New long-acting local anesthetic derived from algae effectively blocks pain in surgical patients
A U.S.-Chile collaboration is bringing surgical patients closer to having a long-acting local anesthetic. In a randomized, double-blind trial, patients given neosaxitoxin, a new local anesthetic derived from algae, had significantly less postoperative pain and recovered about two days sooner than those given the commonly used local anesthetic bupivacaine. Based on this finding, Children's Hospital Boston, a co-investigator on the study, has signed a collaboration agreement with biotech start-up company Proteus SA (Santiago, Chile) to move the new anesthetic toward clinical adoption.
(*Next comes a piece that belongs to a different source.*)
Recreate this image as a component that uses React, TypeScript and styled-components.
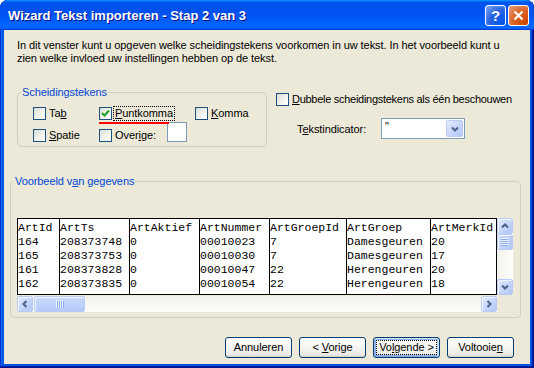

Tens of millions of patients have operations requiring local anesthesia each year. Current local anesthetics act for less than 8 hours; when they wear off, patients generally need opioid analgesics, which cause substantial side effects, including nausea, sedation, shallow breathing, sleepiness, constipation and itching. These side effects often delay recovery and can result in prolonged hospitalization.
Neosaxitoxin (neoSTX) provides local anesthesia for more than 24 hours. It is a site 1 sodium-channel blocker, part of a larger class of emerging anesthetics based on molecules derived from aquatic organisms.
"In my opinion, there has not been a truly innovative new local anesthetic medication in the last 40 to 50 years," notes study coauthor Charles Berde, MD, PhD, chief of the Division of Pain Medicine at Children's Hospital Boston. "Most drugs introduced over that time period have represented only minimal advances. There have been candidate drugs that went in novel directions, but they've had shortcomings, and none have made it to market."
The neoSTX trial, the first of its kind, involved 137 Chilean patients having laparoscopic removal of their gall bladders. As reported in the March-April issue of Regional Anesthesia and Pain Medicine, significantly fewer patients randomized to neoSTX reported severe postoperative pain at the incision site at both 12 hours (4 vs. 18 percent) and 24 hours (6 vs. 16 percent). Significantly more neoSTX-treated patients had complete absence of pain at 12 hours, both at rest (88 vs. 69 percent) and with movement (80 vs. 60 percent). Patients in the neoSTX group reported a full functional recovery approximately 2 days earlier. No serious adverse reactions occurred in either group.
The trial was a three-part effort led by first author Alberto Rodríguez-Navarro, MD, at Padre Hurtado Hospital (Santiago, Chile); a clinical-academic team led by Berde; and a pharmaceutical development team led by Luis Novoa, CEO of Proteus SA. "As a surgeon who specializes in abdominal surgery, I think that the future of pain treatment will benefit greatly from this type of multidisciplinary collaboration," says Rodríguez-Navarro.
The Chilean and American investigators met through their scientific publications. Berde and Daniel Kohane, MD, PhD, a clinician-researcher in Critical Care Medicine at Children's, had studied site 1 sodium-channel blockers derived from marine toxins for more than a decade. Their work in rats showed that the compounds lack the side effects of existing anesthetics and opioid analgesics. They are not addictive, have no cardiac toxicity and don't cross the blood-brain barrier, thus avoiding the risk of seizures occasionally seen with existing local anesthetics. They also cause minimal local tissue reaction, avoiding the nerve and muscle damage seen with high concentrations of existing local anesthetics.
Meanwhile, in Chile, Rodríguez-Navarro had published work examining the anesthetic potential of neoSTX, derived from local algae.
The scientists at Proteus have developed expertise in extracting, culturing and purifying large amounts of neoSTX from freshwater microalgae, and formulating the compound for medical use. The planned clinical studies at Children's, hoped to begin this year, will look for optimal doses that block pain while avoiding toxicity.
Groups of young adult volunteers will receive neoSTX injections under the skin in gradually increasing doses. Although NeoSTX has appeared very safe in over 400 patients in clinical trials so far, the upcoming study will more precisely determine the margin of safety. Subjects will be closely monitored for numbness at the injection sites, as well as whole-body effects.
The team believes that even more prolonged local anesthesia is possible. They have data from animals and exploratory studies in humans showing that combining Site-1 sodium channel blockers with existing local anesthetics can produce nerve blockade for up to 2 to 4 days – with minimal local or systemic side effects.
"We think that the demand for a long-acting local anesthetic will vast," says Novoa of Proteus. "Our initial estimates suggest a market greater than 1 billion dollars."
Children's holds a U.S. patent on site 1 sodium-channel toxins as prolonged-duration local anesthetics. The clinical trial was supported by an Innova Corfo Project.